We can also defer things like comprehensions and even literal construction.

Warning

The magic required for autodask may be too much for people. It will not be easy to debug! dask.delayed() is a much more reasonable solution for most cases. You have been warned.

See also

daisy.inline(), lazy.strict(), dask.delayed()

class daisy.inline(func)

A box that denotes that a function should be inlined in autodask.

Parameters:func (callable) – The function to wrap.

Notes

inline can allow non-autodask functions to be inlined into the task graph. This is nice if you know that a function is a pure computation of its inputs and does not need to scrutinize an input to return a final computation.

Functions cannot be inlined into the graph if they are strict on their inputs. This means that to return a final defered computation they must scrutinize at least one of the inputs and normalize it to a concrete value.

There are many operations which will force computation, here are some common cases:

Branching on the input

def f(x):
    if p(x):
        return x + 1
    else:
        return x - 1

Iterating over the input with a for loop

def f(xs):
   total = 0
   for x in xs:
       total += 0
   return total

Explicitly strictly evaluating an input

def f(x):
    return strict(x)

See also

daisy.autodask()

daisy.register_get(get)

Register the get function which will be used to evaluate autodaskthunk generated dask graphs.

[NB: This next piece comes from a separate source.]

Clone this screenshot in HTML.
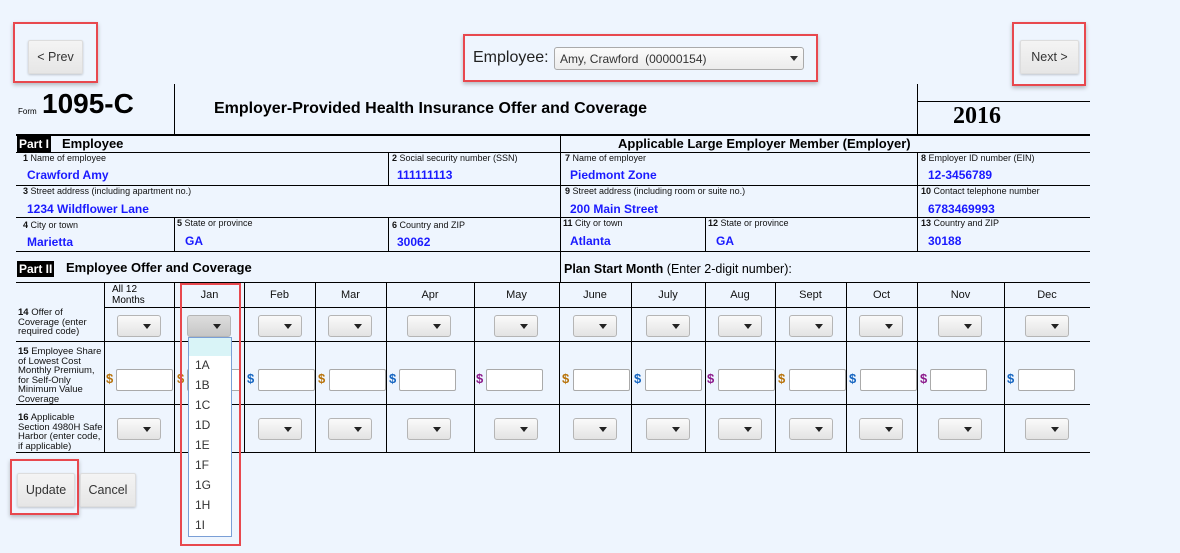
<!DOCTYPE html>
<html><head><meta charset="utf-8"><style>
*{box-sizing:border-box;margin:0;padding:0}
body{width:1180px;height:553px;background:#eef5fe;font-family:"Liberation Sans",Arial,sans-serif;position:relative;overflow:hidden;color:#000}
.a{position:absolute}
.red{position:absolute;border:2px solid #e8484e;box-shadow:0 2px 4px rgba(0,0,0,.25)}
.btn{position:absolute;background:linear-gradient(#f4f4f4,#e6e6e6);border:1px solid #ddd;border-radius:2px;box-shadow:0 1px 2px rgba(0,0,0,.2);font-family:"Liberation Sans",sans-serif;font-size:12.5px;color:#333;display:flex;align-items:center;justify-content:center}
.hl{position:absolute;height:1px;background:#000}
.vl{position:absolute;width:1px;background:#000}
.lb{position:absolute;font-size:9px;color:#111;white-space:nowrap}
.lb b{font-weight:bold}
.v{position:absolute;font-size:12px;font-weight:bold;color:#1a1aff;white-space:nowrap}
.sel{position:absolute;width:44px;height:22px;border:1px solid #b5b5b5;border-radius:3px;background:linear-gradient(#fafafa,#e3e3e3)}
.sel:after{content:"";position:absolute;right:9px;top:8px;border-left:4px solid transparent;border-right:4px solid transparent;border-top:5px solid #222}
.inp{position:absolute;height:22px;background:#fff;border:1px solid #aaa;border-radius:2px}
.d{position:absolute;font-size:13px;font-weight:bold}
.mh{position:absolute;font-size:11px;color:#111;text-align:center;top:289px}
.rl{position:absolute;font-size:9.5px;line-height:9.5px;color:#111;left:18px}
.it{position:absolute;left:195px;font-family:"Liberation Sans",sans-serif;font-size:12px;color:#333}
</style></head><body>
<div class="red" style="left:13px;top:22px;width:85px;height:61px"></div>
<div class="btn" style="left:28px;top:40px;width:55px;height:34px">&lt; Prev</div>
<div class="red" style="left:463px;top:34px;width:355px;height:48px"></div>
<div class="a" style="left:473px;top:49px;font-family:'Liberation Sans',sans-serif;font-size:16px;color:#222">Employee:</div>
<div class="a" style="left:554px;top:47px;width:250px;height:23px;border:1px solid #aaa;border-radius:3px;background:linear-gradient(#fbfbfb,#ececec);font-family:'Liberation Sans',sans-serif;font-size:12px;color:#333;padding:4px 0 0 5px">Amy, Crawford&nbsp; (00000154)</div>
<div class="a" style="left:790px;top:56px;border-left:4px solid transparent;border-right:4px solid transparent;border-top:5px solid #333"></div>
<div class="red" style="left:1012px;top:22px;width:74px;height:64px"></div>
<div class="btn" style="left:1020px;top:40px;width:59px;height:34px">Next &gt;</div>

<div class="a" style="left:18px;top:107px;font-size:8px">Form</div>
<div class="a" style="left:42px;top:88px;font-size:28px;font-weight:bold">1095-C</div>
<div class="vl" style="left:174px;top:84px;height:50px"></div>
<div class="a" style="left:214px;top:100px;font-family:'Liberation Sans',sans-serif;font-size:16px;font-weight:bold">Employer-Provided Health Insurance Offer and Coverage</div>
<div class="vl" style="left:917px;top:84px;height:50px"></div>
<div class="hl" style="left:917px;top:101px;width:173px"></div>
<div class="a" style="left:953px;top:103px;font-family:'Liberation Serif',serif;font-size:24px;font-weight:bold">2016</div>

<div class="hl" style="left:16px;top:134px;width:1074px;height:2px"></div>
<div class="a" style="left:17px;top:136px;background:#000;color:#fff;font-weight:bold;font-size:12px;padding:1px 2px">Part I</div>
<div class="a" style="left:62px;top:136px;font-size:13px;font-weight:bold">Employee</div>
<div class="a" style="left:618px;top:136px;font-size:13px;font-weight:bold">Applicable Large Employer Member (Employer)</div>
<div class="hl" style="left:16px;top:152px;width:1074px"></div>
<div class="hl" style="left:16px;top:185px;width:1074px"></div>
<div class="hl" style="left:16px;top:217px;width:1074px"></div>
<div class="hl" style="left:16px;top:251px;width:1074px"></div>
<div class="vl" style="left:560px;top:134px;height:148px"></div>
<div class="vl" style="left:388px;top:152px;height:33px"></div>
<div class="vl" style="left:917px;top:152px;height:99px"></div>
<div class="vl" style="left:174px;top:217px;height:34px"></div>
<div class="vl" style="left:388px;top:217px;height:34px"></div>
<div class="vl" style="left:705px;top:217px;height:34px"></div>

<div class="lb" style="left:23px;top:153px"><b>1</b> Name of employee</div><div class="v" style="left:27px;top:168px">Crawford Amy</div>
<div class="lb" style="left:392px;top:153px"><b>2</b> Social security number (SSN)</div><div class="v" style="left:397px;top:168px">111111113</div>
<div class="lb" style="left:565px;top:153px"><b>7</b> Name of employer</div><div class="v" style="left:570px;top:168px">Piedmont Zone</div>
<div class="lb" style="left:921px;top:153px"><b>8</b> Employer ID number (EIN)</div><div class="v" style="left:928px;top:168px">12-3456789</div>
<div class="lb" style="left:23px;top:186px"><b>3</b> Street address (including apartment no.)</div><div class="v" style="left:27px;top:202px">1234 Wildflower Lane</div>
<div class="lb" style="left:565px;top:186px"><b>9</b> Street address (including room or suite no.)</div><div class="v" style="left:570px;top:202px">200 Main Street</div>
<div class="lb" style="left:921px;top:186px"><b>10</b> Contact telephone number</div><div class="v" style="left:928px;top:202px">6783469993</div>
<div class="lb" style="left:23px;top:220px"><b>4</b> City or town</div><div class="v" style="left:27px;top:235px">Marietta</div>
<div class="lb" style="left:177px;top:218px"><b>5</b> State or province</div><div class="v" style="left:185px;top:234px">GA</div>
<div class="lb" style="left:392px;top:220px"><b>6</b> Country and ZIP</div><div class="v" style="left:397px;top:235px">30062</div>
<div class="lb" style="left:563px;top:218px"><b>11</b> City or town</div><div class="v" style="left:570px;top:234px">Atlanta</div>
<div class="lb" style="left:708px;top:218px"><b>12</b> State or province</div><div class="v" style="left:716px;top:234px">GA</div>
<div class="lb" style="left:921px;top:218px"><b>13</b> Country and ZIP</div><div class="v" style="left:928px;top:234px">30188</div>

<div class="a" style="left:17px;top:261px;background:#000;color:#fff;font-weight:bold;font-size:12px;padding:1px 2px">Part II</div>
<div class="a" style="left:66px;top:260px;font-size:13px;font-weight:bold">Employee Offer and Coverage</div>
<div class="a" style="left:564px;top:262px;font-size:12.5px"><b>Plan Start Month</b> (Enter 2-digit number):</div>

<div class="hl" style="left:16px;top:282px;width:1074px"></div>
<div class="hl" style="left:104px;top:307px;width:986px"></div>
<div class="hl" style="left:16px;top:341px;width:1074px"></div>
<div class="hl" style="left:16px;top:404px;width:1074px"></div>
<div class="hl" style="left:16px;top:452px;width:1074px"></div>
<div class="vl" style="left:104px;top:282px;height:170px"></div>
<div class="vl" style="left:174px;top:282px;height:170px"></div>
<div class="vl" style="left:244px;top:282px;height:170px"></div>
<div class="vl" style="left:315px;top:282px;height:170px"></div>
<div class="vl" style="left:386px;top:282px;height:170px"></div>
<div class="vl" style="left:474px;top:282px;height:170px"></div>
<div class="vl" style="left:559px;top:282px;height:170px"></div>
<div class="vl" style="left:631px;top:282px;height:170px"></div>
<div class="vl" style="left:705px;top:282px;height:170px"></div>
<div class="vl" style="left:775px;top:282px;height:170px"></div>
<div class="vl" style="left:846px;top:282px;height:170px"></div>
<div class="vl" style="left:917px;top:282px;height:170px"></div>
<div class="vl" style="left:1004px;top:282px;height:170px"></div>

<div class="a" style="left:112px;top:284px;font-size:10px;line-height:11px">All 12<br>Months</div>
<div class="mh" style="left:175px;width:69px">Jan</div>
<div class="mh" style="left:244px;width:71px">Feb</div>
<div class="mh" style="left:315px;width:71px">Mar</div>
<div class="mh" style="left:386px;width:88px">Apr</div>
<div class="mh" style="left:474px;width:85px">May</div>
<div class="mh" style="left:559px;width:72px">June</div>
<div class="mh" style="left:631px;width:74px">July</div>
<div class="mh" style="left:705px;width:70px">Aug</div>
<div class="mh" style="left:775px;width:71px">Sept</div>
<div class="mh" style="left:846px;width:71px">Oct</div>
<div class="mh" style="left:917px;width:87px">Nov</div>
<div class="mh" style="left:1004px;width:86px">Dec</div>

<div class="rl" style="top:308px"><b>14</b> Offer of<br>Coverage (enter<br>required code)</div>
<div class="rl" style="top:347px"><b>15</b> Employee Share<br>of Lowest Cost<br>Monthly Premium,<br>for Self-Only<br>Minimum Value<br>Coverage</div>
<div class="rl" style="top:413px"><b>16</b> Applicable<br>Section 4980H Safe<br>Harbor (enter code,<br>if applicable)</div>

<div class="sel" style="left:117px;top:315px"></div>
<div class="sel" style="left:187px;top:315px;background:linear-gradient(#ddd,#c6c6c6)"></div>
<div class="sel" style="left:258px;top:315px"></div>
<div class="sel" style="left:328px;top:315px"></div>
<div class="sel" style="left:407px;top:315px"></div>
<div class="sel" style="left:494px;top:315px"></div>
<div class="sel" style="left:573px;top:315px"></div>
<div class="sel" style="left:646px;top:315px"></div>
<div class="sel" style="left:718px;top:315px"></div>
<div class="sel" style="left:789px;top:315px"></div>
<div class="sel" style="left:859px;top:315px"></div>
<div class="sel" style="left:938px;top:315px"></div>
<div class="sel" style="left:1025px;top:315px"></div>
<div class="sel" style="left:117px;top:418px"></div>
<div class="sel" style="left:258px;top:418px"></div>
<div class="sel" style="left:328px;top:418px"></div>
<div class="sel" style="left:407px;top:418px"></div>
<div class="sel" style="left:494px;top:418px"></div>
<div class="sel" style="left:573px;top:418px"></div>
<div class="sel" style="left:646px;top:418px"></div>
<div class="sel" style="left:718px;top:418px"></div>
<div class="sel" style="left:789px;top:418px"></div>
<div class="sel" style="left:859px;top:418px"></div>
<div class="sel" style="left:938px;top:418px"></div>
<div class="sel" style="left:1025px;top:418px"></div>
<div class="d" style="left:106px;top:371px;color:#b8730a">$</div><div class="inp" style="left:116px;top:369px;width:57px"></div>
<div class="d" style="left:177px;top:371px;color:#b8730a">$</div><div class="inp" style="left:187px;top:369px;width:54px"></div>
<div class="d" style="left:247px;top:371px;color:#1565c0">$</div><div class="inp" style="left:258px;top:369px;width:57px"></div>
<div class="d" style="left:318px;top:371px;color:#b8730a">$</div><div class="inp" style="left:329px;top:369px;width:57px"></div>
<div class="d" style="left:389px;top:371px;color:#1565c0">$</div><div class="inp" style="left:399px;top:369px;width:57px"></div>
<div class="d" style="left:476px;top:371px;color:#8b1a8b">$</div><div class="inp" style="left:486px;top:369px;width:57px"></div>
<div class="d" style="left:562px;top:371px;color:#b8730a">$</div><div class="inp" style="left:573px;top:369px;width:57px"></div>
<div class="d" style="left:634px;top:371px;color:#1565c0">$</div><div class="inp" style="left:645px;top:369px;width:57px"></div>
<div class="d" style="left:707px;top:371px;color:#8b1a8b">$</div><div class="inp" style="left:718px;top:369px;width:57px"></div>
<div class="d" style="left:778px;top:371px;color:#b8730a">$</div><div class="inp" style="left:789px;top:369px;width:57px"></div>
<div class="d" style="left:849px;top:371px;color:#1565c0">$</div><div class="inp" style="left:860px;top:369px;width:57px"></div>
<div class="d" style="left:920px;top:371px;color:#8b1a8b">$</div><div class="inp" style="left:930px;top:369px;width:57px"></div>
<div class="d" style="left:1007px;top:371px;color:#1565c0">$</div><div class="inp" style="left:1018px;top:369px;width:57px"></div>

<div class="a" style="left:188px;top:337px;width:44px;height:200px;background:#fff;border:1px solid #7a9fd6"></div>
<div class="a" style="left:189px;top:338px;width:42px;height:18px;background:#d9f4f7"></div>
<div class="it" style="top:358px">1A</div>
<div class="it" style="top:378px">1B</div>
<div class="it" style="top:398px">1C</div>
<div class="it" style="top:418px">1D</div>
<div class="it" style="top:438px">1E</div>
<div class="it" style="top:458px">1F</div>
<div class="it" style="top:478px">1G</div>
<div class="it" style="top:498px">1H</div>
<div class="it" style="top:518px">1I</div>
<div class="red" style="left:180px;top:283px;width:61px;height:263px;box-shadow:none"></div>

<div class="red" style="left:10px;top:459px;width:69px;height:56px"></div>
<div class="btn" style="left:17px;top:473px;width:58px;height:34px">Update</div>
<div class="btn" style="left:80px;top:473px;width:56px;height:34px">Cancel</div>
</body></html>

By default, dask.get() will be used.

Parameters:get (callable[dict, str, any]) – The get function.
Returns:get – The get function unchanged.
Return type:callable[dict, str, any]

Miscellaneous

class daisy.autodaskthunk

A thunk which is evaluated with dask.

Parameters:
  • func (callable) – The code for the closure.
  • *args

    The free variables.

  • **kwargs

    The free variables.

daisy.ltree_to_dask(node)

Convert an lazy.tree.LTree into a dask task graph.

Parameters:node (LTree) – The node to convert into a dask graph.
Returns:dask – The equivalent dask task graph.
Return type:dict[str, any]

Notes

This function does common subexpression folding to produce a minimal graph.